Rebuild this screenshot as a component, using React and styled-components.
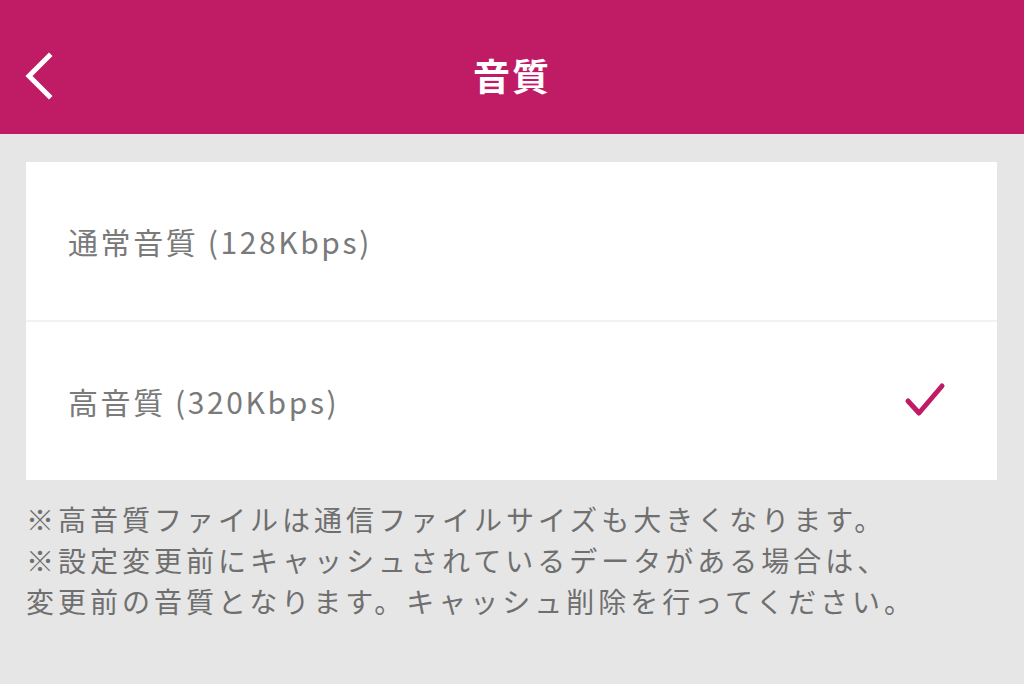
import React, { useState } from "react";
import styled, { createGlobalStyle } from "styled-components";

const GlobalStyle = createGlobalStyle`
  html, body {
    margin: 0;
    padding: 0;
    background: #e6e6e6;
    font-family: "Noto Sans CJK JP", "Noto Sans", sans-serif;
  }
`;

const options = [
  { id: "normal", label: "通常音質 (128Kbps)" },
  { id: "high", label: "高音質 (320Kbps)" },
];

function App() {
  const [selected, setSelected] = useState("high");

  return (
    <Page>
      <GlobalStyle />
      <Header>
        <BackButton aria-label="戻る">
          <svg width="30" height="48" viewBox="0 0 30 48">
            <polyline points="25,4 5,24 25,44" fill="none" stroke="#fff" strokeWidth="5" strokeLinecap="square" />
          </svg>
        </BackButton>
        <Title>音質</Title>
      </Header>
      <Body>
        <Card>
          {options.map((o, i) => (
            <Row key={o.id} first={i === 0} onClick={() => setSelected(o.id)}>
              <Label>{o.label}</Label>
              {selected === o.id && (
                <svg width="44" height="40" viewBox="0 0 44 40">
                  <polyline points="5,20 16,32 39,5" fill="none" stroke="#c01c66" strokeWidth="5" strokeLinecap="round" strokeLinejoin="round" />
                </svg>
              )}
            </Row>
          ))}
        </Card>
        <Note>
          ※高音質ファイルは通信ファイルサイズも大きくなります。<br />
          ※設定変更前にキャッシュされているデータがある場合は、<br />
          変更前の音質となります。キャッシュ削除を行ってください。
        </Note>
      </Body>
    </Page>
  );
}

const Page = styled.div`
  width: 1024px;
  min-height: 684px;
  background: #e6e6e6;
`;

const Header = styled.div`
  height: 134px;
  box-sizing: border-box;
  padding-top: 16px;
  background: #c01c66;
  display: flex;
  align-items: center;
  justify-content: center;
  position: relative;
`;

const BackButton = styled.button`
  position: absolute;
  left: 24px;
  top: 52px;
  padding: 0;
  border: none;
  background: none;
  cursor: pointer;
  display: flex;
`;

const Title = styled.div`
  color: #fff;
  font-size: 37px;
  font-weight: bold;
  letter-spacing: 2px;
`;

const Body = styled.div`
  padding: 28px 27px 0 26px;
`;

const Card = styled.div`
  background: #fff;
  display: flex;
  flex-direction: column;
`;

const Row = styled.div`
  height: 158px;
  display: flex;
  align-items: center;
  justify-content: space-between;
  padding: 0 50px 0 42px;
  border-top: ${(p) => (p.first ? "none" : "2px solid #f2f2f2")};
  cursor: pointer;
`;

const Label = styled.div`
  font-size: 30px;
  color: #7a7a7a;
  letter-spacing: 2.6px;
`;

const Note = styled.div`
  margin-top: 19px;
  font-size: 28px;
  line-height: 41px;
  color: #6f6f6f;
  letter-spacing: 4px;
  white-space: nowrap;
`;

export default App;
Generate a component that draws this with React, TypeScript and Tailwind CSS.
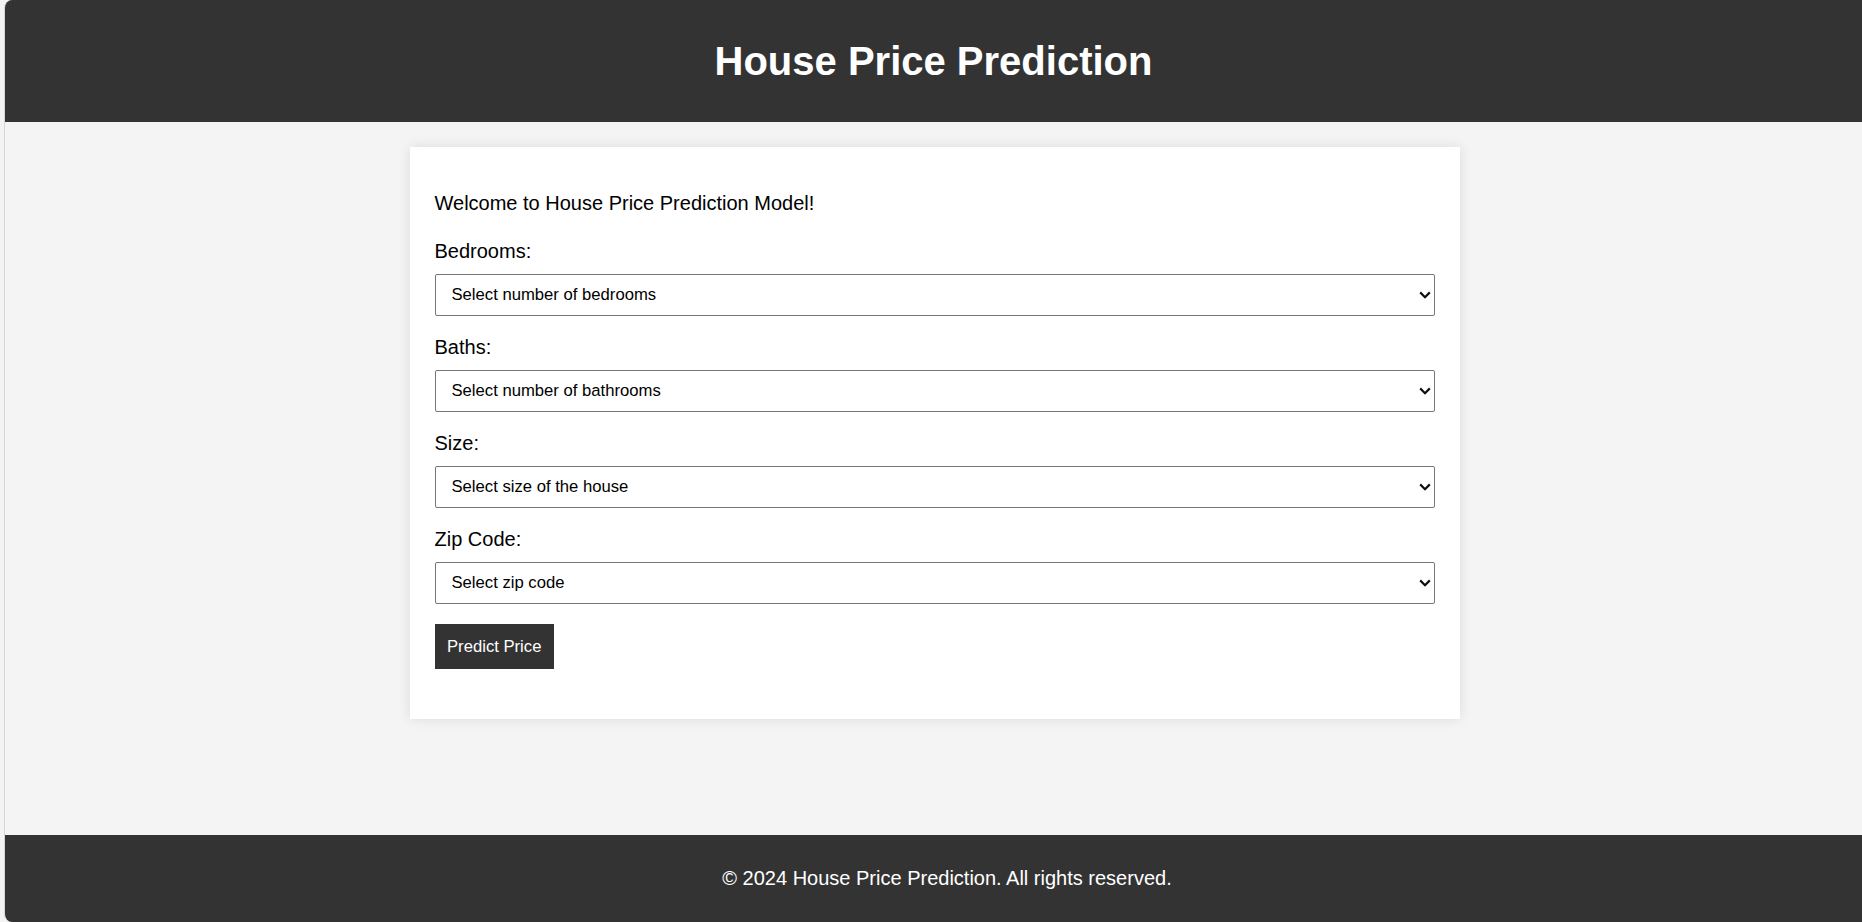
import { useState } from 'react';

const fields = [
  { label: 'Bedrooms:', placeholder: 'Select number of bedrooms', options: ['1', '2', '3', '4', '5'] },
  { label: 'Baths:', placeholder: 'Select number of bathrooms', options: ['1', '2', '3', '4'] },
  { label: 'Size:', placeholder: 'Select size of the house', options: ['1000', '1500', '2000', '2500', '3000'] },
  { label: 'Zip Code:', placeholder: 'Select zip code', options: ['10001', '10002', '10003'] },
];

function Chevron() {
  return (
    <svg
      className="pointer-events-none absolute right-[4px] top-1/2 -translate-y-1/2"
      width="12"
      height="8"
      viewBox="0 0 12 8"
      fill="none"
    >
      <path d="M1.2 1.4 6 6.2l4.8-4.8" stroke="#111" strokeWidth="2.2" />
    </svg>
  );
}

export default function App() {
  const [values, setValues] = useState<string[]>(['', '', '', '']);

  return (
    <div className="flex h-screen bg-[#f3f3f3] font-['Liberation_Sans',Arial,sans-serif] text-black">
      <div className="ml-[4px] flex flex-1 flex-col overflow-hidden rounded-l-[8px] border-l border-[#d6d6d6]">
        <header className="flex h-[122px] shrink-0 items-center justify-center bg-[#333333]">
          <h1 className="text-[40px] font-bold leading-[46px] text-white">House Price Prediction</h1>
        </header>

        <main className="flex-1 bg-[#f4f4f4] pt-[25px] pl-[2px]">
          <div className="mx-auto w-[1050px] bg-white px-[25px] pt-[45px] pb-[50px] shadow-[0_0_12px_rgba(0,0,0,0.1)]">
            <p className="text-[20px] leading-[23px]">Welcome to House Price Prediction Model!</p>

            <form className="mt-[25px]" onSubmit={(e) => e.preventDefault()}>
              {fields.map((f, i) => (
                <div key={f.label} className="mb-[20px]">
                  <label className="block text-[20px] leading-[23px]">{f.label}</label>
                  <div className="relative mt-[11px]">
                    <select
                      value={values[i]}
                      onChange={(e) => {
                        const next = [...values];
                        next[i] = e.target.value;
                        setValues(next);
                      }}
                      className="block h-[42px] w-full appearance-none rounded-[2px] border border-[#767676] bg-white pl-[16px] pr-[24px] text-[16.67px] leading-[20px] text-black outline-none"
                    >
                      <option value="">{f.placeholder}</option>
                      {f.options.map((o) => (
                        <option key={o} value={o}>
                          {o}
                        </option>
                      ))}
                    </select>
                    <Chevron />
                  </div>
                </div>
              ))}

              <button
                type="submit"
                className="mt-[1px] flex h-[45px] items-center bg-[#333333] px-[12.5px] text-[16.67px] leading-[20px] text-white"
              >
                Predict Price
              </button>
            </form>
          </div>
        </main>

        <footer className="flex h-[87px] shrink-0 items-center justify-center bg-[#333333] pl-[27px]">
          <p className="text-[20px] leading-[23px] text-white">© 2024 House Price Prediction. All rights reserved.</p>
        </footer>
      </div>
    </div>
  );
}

-*-*-

**What is being asked**.
Retype the records exactly. Any image in them should not appear in what you write.

**Result for this exercise**.
Rebuild this screenshot as a component, using React and styled-components.
import React, { useState } from "react";
import styled, { createGlobalStyle } from "styled-components";

const GlobalStyle = createGlobalStyle`
  html, body {
    margin: 0;
    padding: 0;
    background: #e6e6e6;
    font-family: "Noto Sans CJK JP", "Noto Sans", sans-serif;
  }
`;

const options = [
  { id: "normal", label: "通常音質 (128Kbps)" },
  { id: "high", label: "高音質 (320Kbps)" },
];

function App() {
  const [selected, setSelected] = useState("high");

  return (
    <Page>
      <GlobalStyle />
      <Header>
        <BackButton aria-label="戻る">
          <svg width="30" height="48" viewBox="0 0 30 48">
            <polyline points="25,4 5,24 25,44" fill="none" stroke="#fff" strokeWidth="5" strokeLinecap="square" />
          </svg>
        </BackButton>
        <Title>音質</Title>
      </Header>
      <Body>
        <Card>
          {options.map((o, i) => (
            <Row key={o.id} first={i === 0} onClick={() => setSelected(o.id)}>
              <Label>{o.label}</Label>
              {selected === o.id && (
                <svg width="44" height="40" viewBox="0 0 44 40">
                  <polyline points="5,20 16,32 39,5" fill="none" stroke="#c01c66" strokeWidth="5" strokeLinecap="round" strokeLinejoin="round" />
                </svg>
              )}
            </Row>
          ))}
        </Card>
        <Note>
          ※高音質ファイルは通信ファイルサイズも大きくなります。<br />
          ※設定変更前にキャッシュされているデータがある場合は、<br />
          変更前の音質となります。キャッシュ削除を行ってください。
        </Note>
      </Body>
    </Page>
  );
}

const Page = styled.div`
  width: 1024px;
  min-height: 684px;
  background: #e6e6e6;
`;

const Header = styled.div`
  height: 134px;
  box-sizing: border-box;
  padding-top: 16px;
  background: #c01c66;
  display: flex;
  align-items: center;
  justify-content: center;
  position: relative;
`;

const BackButton = styled.button`
  position: absolute;
  left: 24px;
  top: 52px;
  padding: 0;
  border: none;
  background: none;
  cursor: pointer;
  display: flex;
`;

const Title = styled.div`
  color: #fff;
  font-size: 37px;
  font-weight: bold;
  letter-spacing: 2px;
`;

const Body = styled.div`
  padding: 28px 27px 0 26px;
`;

const Card = styled.div`
  background: #fff;
  display: flex;
  flex-direction: column;
`;

const Row = styled.div`
  height: 158px;
  display: flex;
  align-items: center;
  justify-content: space-between;
  padding: 0 50px 0 42px;
  border-top: ${(p) => (p.first ? "none" : "2px solid #f2f2f2")};
  cursor: pointer;
`;

const Label = styled.div`
  font-size: 30px;
  color: #7a7a7a;
  letter-spacing: 2.6px;
`;

const Note = styled.div`
  margin-top: 19px;
  font-size: 28px;
  line-height: 41px;
  color: #6f6f6f;
  letter-spacing: 4px;
  white-space: nowrap;
`;

export default App;
Generate a component that draws this with React, TypeScript and Tailwind CSS.
import { useState } from 'react';

const fields = [
  { label: 'Bedrooms:', placeholder: 'Select number of bedrooms', options: ['1', '2', '3', '4', '5'] },
  { label: 'Baths:', placeholder: 'Select number of bathrooms', options: ['1', '2', '3', '4'] },
  { label: 'Size:', placeholder: 'Select size of the house', options: ['1000', '1500', '2000', '2500', '3000'] },
  { label: 'Zip Code:', placeholder: 'Select zip code', options: ['10001', '10002', '10003'] },
];

function Chevron() {
  return (
    <svg
      className="pointer-events-none absolute right-[4px] top-1/2 -translate-y-1/2"
      width="12"
      height="8"
      viewBox="0 0 12 8"
      fill="none"
    >
      <path d="M1.2 1.4 6 6.2l4.8-4.8" stroke="#111" strokeWidth="2.2" />
    </svg>
  );
}

export default function App() {
  const [values, setValues] = useState<string[]>(['', '', '', '']);

  return (
    <div className="flex h-screen bg-[#f3f3f3] font-['Liberation_Sans',Arial,sans-serif] text-black">
      <div className="ml-[4px] flex flex-1 flex-col overflow-hidden rounded-l-[8px] border-l border-[#d6d6d6]">
        <header className="flex h-[122px] shrink-0 items-center justify-center bg-[#333333]">
          <h1 className="text-[40px] font-bold leading-[46px] text-white">House Price Prediction</h1>
        </header>

        <main className="flex-1 bg-[#f4f4f4] pt-[25px] pl-[2px]">
          <div className="mx-auto w-[1050px] bg-white px-[25px] pt-[45px] pb-[50px] shadow-[0_0_12px_rgba(0,0,0,0.1)]">
            <p className="text-[20px] leading-[23px]">Welcome to House Price Prediction Model!</p>

            <form className="mt-[25px]" onSubmit={(e) => e.preventDefault()}>
              {fields.map((f, i) => (
                <div key={f.label} className="mb-[20px]">
                  <label className="block text-[20px] leading-[23px]">{f.label}</label>
                  <div className="relative mt-[11px]">
                    <select
                      value={values[i]}
                      onChange={(e) => {
                        const next = [...values];
                        next[i] = e.target.value;
                        setValues(next);
                      }}
                      className="block h-[42px] w-full appearance-none rounded-[2px] border border-[#767676] bg-white pl-[16px] pr-[24px] text-[16.67px] leading-[20px] text-black outline-none"
                    >
                      <option value="">{f.placeholder}</option>
                      {f.options.map((o) => (
                        <option key={o} value={o}>
                          {o}
                        </option>
                      ))}
                    </select>
                    <Chevron />
                  </div>
                </div>
              ))}

              <button
                type="submit"
                className="mt-[1px] flex h-[45px] items-center bg-[#333333] px-[12.5px] text-[16.67px] leading-[20px] text-white"
              >
                Predict Price
              </button>
            </form>
          </div>
        </main>

        <footer className="flex h-[87px] shrink-0 items-center justify-center bg-[#333333] pl-[27px]">
          <p className="text-[20px] leading-[23px] text-white">© 2024 House Price Prediction. All rights reserved.</p>
        </footer>
      </div>
    </div>
  );
}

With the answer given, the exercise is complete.